I recently published a First Look on the open source OpenRules Decision Management System. Along with traditional Business Rules components, OpenRules includes two other important decision management components:
- Rules Solver for solving optimization problems
- Rule Learner for predictive analytics.
OpenRules Rule Solver is based on Constraint Programming (CP) technology, that is typically used in scheduling, resource allocation or configuration problems with large numbers of possible solutions. CP solvers start with a set of predefined constrained objects, predefined constraints (arithmetic, logical, cardinality, all different, etc.) and various search algorithms. CP solvers do well when business rules run out of steam (because there are too many alternatives or there is a need to balance lots of “rules” against each other or find the solution that violates the smallest number of rules). CP solvers are successfully used for large combinatorial problems for years, but they have exploded recently with more offerings and a move towards standardization such as a CP Java API standard “JSR-331”. CP standards should allow different solvers to be used interchangeably and simplify CP integration with decision management environments.
Rule Solver has been a component of OpenRules for a while but it is now compliant with JSR-331 and thus can utilize different CP solvers. Rule Solver uses the OpenRules rules syntax (decision tables) to define constraint satisfaction problems within an Excel-based editing environment. For scheduling problems, for instance, a simple table is defined that lists the Activities and their duration while a second table defines the Precedence Constraints between Activities. There are tables for Resources with limited capacities, for Activity-Resource constraints like “Masonry requires Joe or Bill”. Rule Solver provides rule templates for many frequently used binary and global constraints allowing a non-technical user to work in Excel to define a business problem in terms of unknown variables and constraints on them.
The Rule Solver supports hard and soft rules/constraints. This allows it to solve over-constrained problems where there is no perfect solution that satisfies all constraints and the “least bad” solution must be found. The user defines hard and soft constraints with relative importance, limits of allowed violations, etc. and provides them as an input to the solver. The Rule Solver reads the information from these various Excel rules tables, creates the proper constraint satisfaction model on the fly, and executes the solver – producing a feasible or an optimal solution. The Rule Solver is integrated with the rest of the OpenRules stack, by using the rules to generate a set of constraints, invoking the solver and then moving on to more rules that use the outcome of the solver for instance. There is documentation and a number of examples freely downloadable from http://openrules.com/download.htm.
Rule Learner is a component of the OpenRules BDMS that can generate business rules based on historical data. It uses supervised machine learning. OpenRules provides a Rule Trainer that automates the labeling of different data instances as “good” or “bad” – the crucial first step in supervised techniques. Rule Trainer is essentially a rule engine that executes “training rules” to generate training data sets. A business analyst uses Rule Trainer to define training rules in Excel rule tables or through a customizable web interface. Training rules specify criteria for selection of “bad” and “good” data instances and also allow further classification of “good” instances into different categories like “Very Good”, “Average”, “Not So Good”, etc. The Rule Trainer uses these training rules to extract instances from enterprise data sources using a highly configurable DB interface and to automatically label them – essentially building an analytic dataset.

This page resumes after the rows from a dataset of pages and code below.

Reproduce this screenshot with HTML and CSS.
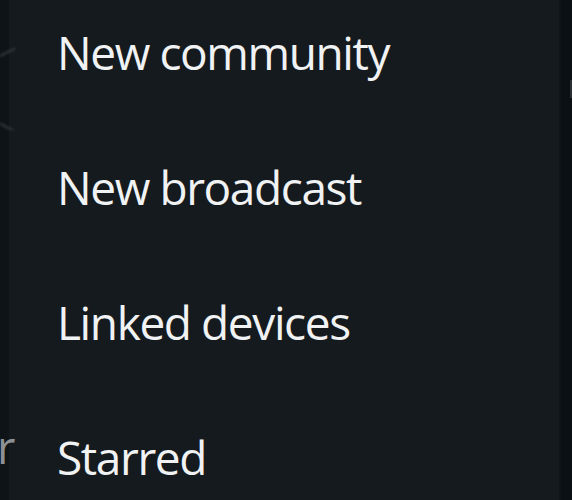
FILE: index.html
```html
<!DOCTYPE html>
<html lang="en">
<head>
	<meta charset="UTF-8">
	<title>menu</title>
	<link rel="stylesheet" href="styles.css">
</head>
<body>
	<div class="screen">
		<div class="behind">
			<svg class="back" width="30" height="100" viewBox="0 0 30 100">
				<path d="M-14 33 L14 19 M-14 86 L14 101" stroke="#3a4045" stroke-width="3" fill="none" stroke-linecap="round"/>
			</svg>
			<span class="peek">r</span>
		</div>
		<ul class="menu">
			<li>New community</li>
			<li>New broadcast</li>
			<li>Linked devices</li>
			<li>Starred</li>
		</ul>
		<div class="edge">
			<span class="edge-mark"></span>
		</div>
	</div>
</body>
</html>
```

FILE: styles.css
```css
/*css reset*/
html,body,div,ul,li{
	padding: 0;
	margin: 0;
}
ul{list-style-type: none;}
body{
	background: #0e1317;
	font-family: "Open Sans", "Noto Sans", sans-serif;
	overflow: hidden;
}

/*layout*/
.screen{
	display: flex;
	height: 500px;
	overflow: hidden;
}
.behind{
	width: 9px;
	flex-shrink: 0;
	position: relative;
	background: #0e1317;
}
.back{
	position: absolute;
	top: 30px;
	left: 0;
	z-index: 2;
	opacity: .6;
	filter: blur(1px);
}
.peek{
	position: absolute;
	top: 416px;
	left: -3px;
	font-size: 45px;
	font-weight: 370;
	color: #8d9194;
}
.menu{
	flex: 1;
	background: #151a1e;
	margin-top: -15px;
	padding-left: 48px;
}
.menu li{
	height: 135px;
	line-height: 135px;
	font-size: 46px;
	font-weight: 370;
	letter-spacing: -1.4px;
	color: #f0f2f3;
	white-space: nowrap;
}
.edge{
	width: 11px;
	flex-shrink: 0;
	background: #0b1014;
	border-left: 2px solid #0f1418;
	position: relative;
}
.edge-mark{
	position: absolute;
	top: 80px;
	right: 0;
	width: 2px;
	height: 18px;
	background: #2b3035;
}
```
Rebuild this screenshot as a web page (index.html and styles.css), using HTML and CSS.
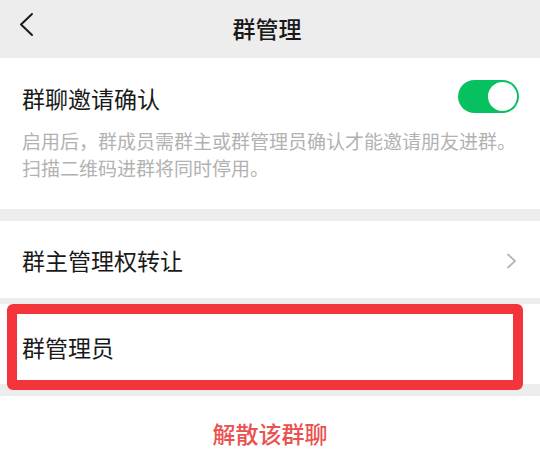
FILE: index.html
```html
<!DOCTYPE html>
<html lang="zh-CN">
<head>
<meta charset="utf-8">
<title>群管理</title>
<link rel="stylesheet" href="styles.css">
</head>
<body>
<div class="page">
  <header class="nav">
    <svg class="back" width="16" height="26" viewBox="0 0 16 26"><path d="M13 2 L2 12.5 L13 23" fill="none" stroke="#1b1b1b" stroke-width="2" stroke-linecap="round" stroke-linejoin="round"/></svg>
    <div class="nav-title">群管理</div>
  </header>

  <section class="card invite">
    <div class="invite-head">
      <div class="label">群聊邀请确认</div>
      <div class="switch"><span class="knob"></span></div>
    </div>
    <p class="desc">启用后，群成员需群主或群管理员确认才能邀请朋友进群。<br>扫描二维码进群将同时停用。</p>
  </section>

  <section class="card row row-transfer">
    <div class="label">群主管理权转让</div>
    <svg class="chev" width="12" height="16" viewBox="0 0 12 16"><path d="M2 1.5 L9 8 L2 14.5" fill="none" stroke="#b5b5b5" stroke-width="1.8" stroke-linecap="round" stroke-linejoin="round"/></svg>
  </section>

  <section class="card row row-admin">
    <div class="label">群管理员</div>
    <div class="highlight"></div>
  </section>

  <section class="card dismiss">
    <div class="dismiss-text">解散该群聊</div>
  </section>
</div>
</body>
</html>
```

FILE: styles.css
```css
html, body {
  margin: 0;
  padding: 0;
  background: #ededed;
}
body {
  font-family: "Noto Sans CJK SC", "Noto Sans", sans-serif;
  color: #191919;
}
.page {
  width: 540px;
  height: 466px;
  overflow: hidden;
  display: flex;
  flex-direction: column;
  background: #ededed;
}
.nav {
  height: 58px;
  flex: none;
  position: relative;
  display: flex;
  align-items: center;
  justify-content: center;
  background: #ededed;
}
.back {
  position: absolute;
  left: 19px;
  top: 12px;
}
.nav-title {
  font-size: 23px;
  font-weight: 500;
  margin-left: -6px;
  margin-top: -2px;
}
.card {
  background: #ffffff;
}
.label {
  font-size: 23px;
  line-height: 30px;
  color: #191919;
}
.invite {
  padding: 22px 21px 28px 22px;
  margin-bottom: 12px;
}
.invite-head {
  display: flex;
  align-items: center;
  justify-content: space-between;
  height: 33px;
}
.invite-head .label {
  margin-top: 2px;
}
.switch {
  width: 61px;
  height: 33px;
  border-radius: 17px;
  background: #07c160;
  position: relative;
}
.knob {
  position: absolute;
  right: 2px;
  top: 2px;
  width: 29px;
  height: 29px;
  border-radius: 50%;
  background: #ffffff;
}
.desc {
  margin: 14px 0 0 0;
  font-size: 19px;
  line-height: 27px;
  color: #b2b2b2;
}
.row {
  display: flex;
  align-items: center;
  justify-content: space-between;
  padding: 0 22px;
}
.row-transfer {
  height: 77px;
  margin-bottom: 6px;
}
.row-transfer .chev {
  margin-top: 2px;
}
.row-admin {
  height: 80px;
  margin-bottom: 12px;
  position: relative;
}
.row-admin .label {
  margin-top: 6px;
}
.highlight {
  position: absolute;
  left: 7px;
  top: 0;
  width: 496px;
  height: 66px;
  border: 10px solid #f3343a;
  border-radius: 6px;
}
.dismiss {
  flex: 1;
  display: flex;
  justify-content: center;
  padding-top: 22px;
}
.dismiss-text {
  font-size: 23px;
  font-weight: 500;
  line-height: 30px;
  color: #e9524f;
}
```
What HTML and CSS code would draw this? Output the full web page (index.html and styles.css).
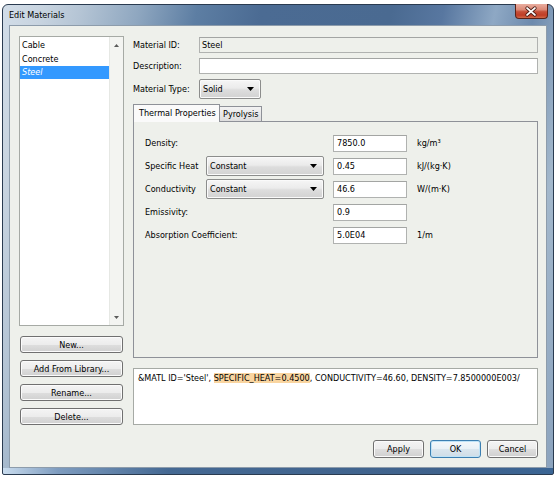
FILE: index.html
```html
<!DOCTYPE html>
<html>
<head>
<meta charset="utf-8">
<title>Edit Materials</title>
<link rel="stylesheet" href="styles.css">
</head>
<body>
<div class="window">
  <div class="titlebar">
    <span class="title">Edit Materials</span>
    <div class="close-btn">
      <svg width="33" height="15" viewBox="0 0 33 15">
        <path d="M12.5 4 L20.5 11 M20.5 4 L12.5 11" stroke="#4a1a12" stroke-width="3.6" stroke-linecap="round" fill="none"/>
        <path d="M12.5 4 L20.5 11 M20.5 4 L12.5 11" stroke="#ffffff" stroke-width="2" stroke-linecap="round" fill="none"/>
      </svg>
    </div>
  </div>
  <div class="client">
    <div class="main">
      <div class="left">
        <div class="listbox">
          <ul class="items">
            <li>Cable</li>
            <li>Concrete</li>
            <li class="sel">Steel</li>
          </ul>
          <div class="vscroll">
            <div class="sarrow"><svg width="5" height="3" viewBox="0 0 5 3"><path d="M0 3 L2.5 0 L5 3 Z" fill="#5a5a5a"/></svg></div>
            <div class="sarrow"><svg width="5" height="3" viewBox="0 0 5 3"><path d="M0 0 L5 0 L2.5 3 Z" fill="#5a5a5a"/></svg></div>
          </div>
        </div>
        <div class="left-buttons">
          <button class="btn wide">New...</button>
          <button class="btn wide">Add From Library...</button>
          <button class="btn wide">Rename...</button>
          <button class="btn wide">Delete...</button>
        </div>
      </div>
      <div class="right">
        <div class="row">
          <span class="lbl">Material ID:</span>
          <div class="field readonly">Steel</div>
        </div>
        <div class="row">
          <span class="lbl">Description:</span>
          <div class="field"></div>
        </div>
        <div class="row row-combo">
          <span class="lbl">Material Type:</span>
          <div class="combo type-combo"><span>Solid</span><svg width="7" height="4" viewBox="0 0 7 4"><path d="M0 0 L7 0 L3.5 4 Z" fill="#000"/></svg></div>
        </div>
        <div class="tabs">
          <div class="tab active">Thermal Properties</div>
          <div class="tab">Pyrolysis</div>
        </div>
        <div class="panel">
          <div class="props">
            <span class="plbl span2">Density:</span>
            <div class="pfield">7850.0</div>
            <span class="unit">kg/m³</span>

            <span class="plbl">Specific Heat</span>
            <div class="combo"><span>Constant</span><svg width="7" height="4" viewBox="0 0 7 4"><path d="M0 0 L7 0 L3.5 4 Z" fill="#000"/></svg></div>
            <div class="pfield">0.45</div>
            <span class="unit">kJ/(kg·K)</span>

            <span class="plbl">Conductivity</span>
            <div class="combo"><span>Constant</span><svg width="7" height="4" viewBox="0 0 7 4"><path d="M0 0 L7 0 L3.5 4 Z" fill="#000"/></svg></div>
            <div class="pfield">46.6</div>
            <span class="unit">W/(m·K)</span>

            <span class="plbl span2">Emissivity:</span>
            <div class="pfield">0.9</div>
            <span class="unit"></span>

            <span class="plbl span2">Absorption Coefficient:</span>
            <div class="pfield">5.0E04</div>
            <span class="unit">1/m</span>
          </div>
        </div>
        <div class="code">&amp;MATL ID='Steel', <span class="hl">SPECIFIC_HEAT=0.4500</span>, CONDUCTIVITY=46.60, DENSITY=7.8500000E003/</div>
      </div>
    </div>
    <div class="dialog-buttons">
      <button class="btn">Apply</button>
      <button class="btn focused">OK</button>
      <button class="btn">Cancel</button>
    </div>
  </div>
</div>
</body>
</html>
```
FILE: styles.css
```css
html, body {
  margin: 0;
  padding: 0;
  background: #ffffff;
}

body {
  font-family: "DejaVu Sans Condensed", "DejaVu Sans", sans-serif;
  font-stretch: condensed;
  font-size: 9px;
  color: #000;
}

.window {
  box-sizing: border-box;
  width: 552px;
  height: 471px;
  margin: 4px 0 0 2px;
  border: 1px solid #2a3b50;
  border-radius: 6px 6px 2px 2px;
  padding: 0 6px 6px 6px;
  display: flex;
  flex-direction: column;
  background:
    linear-gradient(to right, #c9dcee 0%, #7e9cbf 10%, #456993 30%, #3f628c 80%, #3b6594 100%) left bottom / 100% 6px no-repeat,
    linear-gradient(102deg, #d2dde8 0%, #c8d4e0 6%, #b5c5d5 12%, #8fa7c0 21%, #5d7ea3 30%, #4b6b93 40%, #4a6a91 60%, #5877a0 68%, #8ea8c4 76%, #6d8aad 82%, #a3b8cc 90%, #8aa2bd 100%);
}

.titlebar {
  height: 20px;
  display: flex;
  justify-content: space-between;
  align-items: flex-start;
  margin-right: -1px;
}

.title {
  line-height: 21px;
  color: #000;
}

.close-btn {
  width: 33px;
  height: 15px;
  margin-top: -1px;
  box-sizing: border-box;
  border: 1px solid #5a2218;
  border-top: none;
  border-radius: 0 0 4px 4px;
  background: linear-gradient(#e9ad9f 0%, #dc8a78 40%, #c54f38 55%, #c03d26 80%, #d06a4a 100%);
  display: flex;
  align-items: center;
  justify-content: center;
}

.close-btn svg {
  display: block;
  margin-left: -1px;
}

.client {
  flex: 1;
  border: 1px solid #8d9cab;
  background: #eef0eb;
  padding: 10px 8px 9px 9px;
  display: flex;
  flex-direction: column;
}

.main {
  display: flex;
  gap: 9px;
  height: 389px;
}

.left {
  width: 105px;
  display: flex;
  flex-direction: column;
}

.listbox {
  box-sizing: border-box;
  height: 290px;
  border: 1px solid #a6aaa5;
  background: #ffffff;
  display: flex;
}

.items {
  flex: 1;
  list-style: none;
  margin: 0;
  padding: 1px 0 0 0;
}

.items li {
  height: 14px;
  line-height: 14px;
  padding-left: 2px;
}

.items li.sel {
  background: #3399ff;
  color: #ffffff;
  font-style: italic;
  height: 13px;
  line-height: 13px;
}

.vscroll {
  width: 13px;
  border-left: 1px solid #e6e8e4;
  background: #f3f4f1;
  display: flex;
  flex-direction: column;
  justify-content: space-between;
}

.sarrow {
  height: 16px;
  display: flex;
  align-items: center;
  justify-content: center;
}

.sarrow svg {
  display: block;
}

.left-buttons {
  margin-top: 10px;
  display: flex;
  flex-direction: column;
  gap: 7px;
}

.btn {
  box-sizing: border-box;
  height: 17px;
  padding: 0;
  margin: 0;
  border: 1px solid #707070;
  border-radius: 3px;
  background: linear-gradient(#f4f4f4 0%, #ececec 50%, #dedede 51%, #d0d0d0 100%);
  box-shadow: inset 0 0 0 1px #fbfbfb;
  font-family: inherit;
  font-stretch: condensed;
  font-size: 9px;
  color: #000;
  display: flex;
  align-items: center;
  justify-content: center;
}

.btn.wide {
  width: 103px;
  margin-left: 1px;
}

.right {
  flex: 1;
  display: flex;
  flex-direction: column;
  padding-top: 1px;
}

.row {
  display: flex;
  align-items: center;
  height: 16px;
  margin-bottom: 5px;
}

.row-combo {
  height: 20px;
}

.lbl {
  width: 66px;
  flex: none;
}

.field {
  flex: 1;
  box-sizing: border-box;
  height: 16px;
  border: 1px solid #b0b2b0;
  border-top-color: #a3a5a3;
  background: #ffffff;
  padding-left: 2px;
  line-height: 14px;
}

.field.readonly {
  background: #eef0eb;
}

.combo {
  box-sizing: border-box;
  height: 20px;
  border: 1px solid #8c8d8c;
  border-radius: 2px;
  background: linear-gradient(#f6f6f6 0%, #ebebeb 45%, #dddddd 55%, #d2d2d2 100%);
  box-shadow: inset 0 0 0 1px #fafafa;
  display: flex;
  align-items: center;
  justify-content: space-between;
  padding: 0 6px 0 3px;
}

.combo svg {
  display: block;
}

.type-combo {
  width: 62px;
}

.tabs {
  height: 17px;
  display: flex;
  align-items: flex-end;
  position: relative;
  z-index: 1;
}

.tab {
  box-sizing: border-box;
  height: 15px;
  border: 1px solid #8e9198;
  border-bottom: none;
  background: linear-gradient(#f3f3f3, #dedede);
  padding: 0 3px;
  line-height: 14px;
  margin-left: -1px;
}

.tab.active {
  height: 18px;
  width: 87px;
  margin-left: 0;
  margin-bottom: -1px;
  background: #fafafa;
  padding-left: 5px;
  line-height: 17px;
  position: relative;
  z-index: 2;
}

.panel {
  box-sizing: border-box;
  height: 237px;
  border: 1px solid #8e9198;
  background: #eef0eb;
  padding: 11px 0 0 11px;
}

.props {
  display: grid;
  grid-template-columns: 61px 118px 83px 1fr;
  grid-auto-rows: 20px;
  row-gap: 3px;
  align-items: center;
}

.plbl.span2 {
  grid-column: 1 / span 2;
}

.props .combo {
  width: 118px;
}

.pfield {
  grid-column: 3;
  margin-left: 9px;
  width: 74px;
  box-sizing: border-box;
  height: 17px;
  border: 1px solid #b0b2b0;
  border-top-color: #a3a5a3;
  background: #ffffff;
  padding-left: 3px;
  line-height: 15px;
}

.unit {
  padding-left: 10px;
}

.code {
  margin-top: 10px;
  box-sizing: border-box;
  height: 57px;
  border: 1px solid #a6aaa5;
  background: #ffffff;
  padding: 3px 4px;
  line-height: 12px;
  white-space: nowrap;
}

.hl {
  background: #f9d5a0;
}

.dialog-buttons {
  margin-top: 15px;
  display: flex;
  justify-content: flex-end;
  gap: 6px;
}

.dialog-buttons .btn {
  width: 51px;
  height: 18px;
}

.btn.focused {
  border-color: #3c7fb1;
  box-shadow: inset 0 0 0 1px #bfe3f7;
  background: linear-gradient(#f4f8fb 0%, #e9f1f6 50%, #dae6ee 51%, #cfdde7 100%);
}
```
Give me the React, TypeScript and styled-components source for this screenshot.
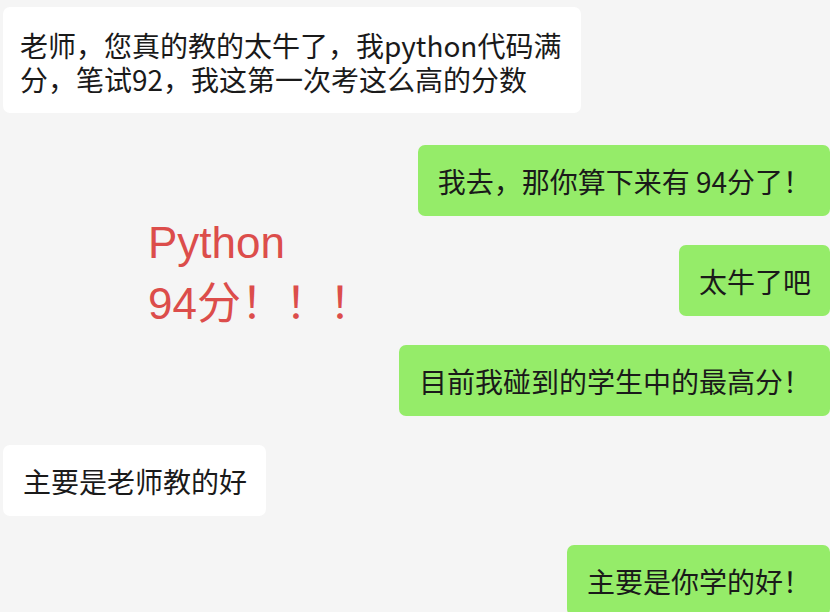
import React from 'react'
import styled, { createGlobalStyle } from 'styled-components'

const GlobalStyle = createGlobalStyle`
  html, body {
    margin: 0;
    padding: 0;
    background: #f5f5f5;
    overflow: hidden;
  }
`

const Chat = styled.div`
  position: relative;
  width: 830px;
  height: 612px;
  box-sizing: border-box;
  padding-top: 7px;
  display: flex;
  flex-direction: column;
  gap: 29px;
  background: #f5f5f5;
  font-family: "Noto Sans CJK SC", "Noto Sans", sans-serif;
  overflow: hidden;
`

const Row = styled.div<{ $mine?: boolean; $multi?: boolean }>`
  display: flex;
  justify-content: ${p => (p.$mine ? 'flex-end' : 'flex-start')};
  padding-left: ${p => (p.$mine ? '0' : '3px')};
  margin-bottom: ${p => (p.$multi ? '3px' : '0')};
`

const Bubble = styled.div<{ $mine?: boolean; $multi?: boolean }>`
  background: ${p => (p.$mine ? '#95ec69' : '#ffffff')};
  color: #1a1a1a;
  font-size: 28px;
  line-height: ${p => (p.$multi ? '34px' : '37px')};
  padding: ${p => (p.$multi ? '21px 20px 17px 17px' : '18px 19px 16px 20px')};
  border-radius: 7px;
  white-space: pre;
`

const Note = styled.div`
  position: absolute;
  left: 148px;
  top: 212px;
  color: #dc4d4b;
  font-family: "Liberation Sans", "Noto Sans CJK SC", sans-serif;
  font-size: 44px;
  line-height: 61px;
  white-space: pre;
`

const messages: { text: string; mine?: boolean }[] = [
  { text: '老师，您真的教的太牛了，我python代码满\n分，笔试92，我这第一次考这么高的分数' },
  { text: '我去，那你算下来有 94分了！', mine: true },
  { text: '太牛了吧', mine: true },
  { text: '目前我碰到的学生中的最高分！', mine: true },
  { text: '主要是老师教的好' },
  { text: '主要是你学的好！', mine: true },
]

export default function App() {
  return (
    <>
      <GlobalStyle />
      <Chat>
        {messages.map((m, i) => {
          const multi = m.text.includes('\n')
          return (
            <Row key={i} $mine={m.mine} $multi={multi}>
              <Bubble $mine={m.mine} $multi={multi}>
                {m.text}
              </Bubble>
            </Row>
          )
        })}
        <Note>{'Python\n94分！！！'}</Note>
      </Chat>
    </>
  )
}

The generated training records are then fed into the machine learning algorithms which will find the rules that predict how a record might be categorized using attributes that were not used to build the training data. For instance, if the total amount of an order is used to generate the training data then the generated rules will not use total amount of the order (a potential “leak from the future”). The result is a set of rules that use other attributes to categorize your records similarly to your explicit categorization. This matters as you will typically have the extra details you used for training for only some records. The discovered rules will label all records. So, for instance, records you have not investigated or audited might be flagged as potentially fraudulent.
Each generated rule has an associated category and a score (hit rate) that reflects how predictive/certain the rule is. Weights can be provided by the user for each category and the combination of the weights and scores are used to rank new records. Thus, the generated rules can be applied against data that was not used for rule generation. Because the generated rules are presented in Excel tables in a human-readable (and machine-readable) format, a user may analyze, modify, activate, and deactivate the rules that will be used for actual classification of new data records. As part of the verification process for these new rules the tool generates reports such as one that shows which rules fired on each of the records that are highly ranked. This allows experts to review why records were included evaluating them against the records with already known results.
The data mining algorithms are pluggable provided that they generate rules as an output from a training dataset – OpenRules default is to use different Weka classification algorithms such as RIPPER. Rule Learner is well-integrated with other OpenRules components. It includes a graphical interface that is based on OpenRules Dialog (described in the review of OpenRules) allowing creation of custom web interfaces for different rules discovery environments. While the discovered rules by default are generated as OpenRules decision tables and placed in different Excel files, the approach and its implementation are generic enough to use different formats and other rule engines. OpenRules Learner has been successfully used by such large organizations as the IRS.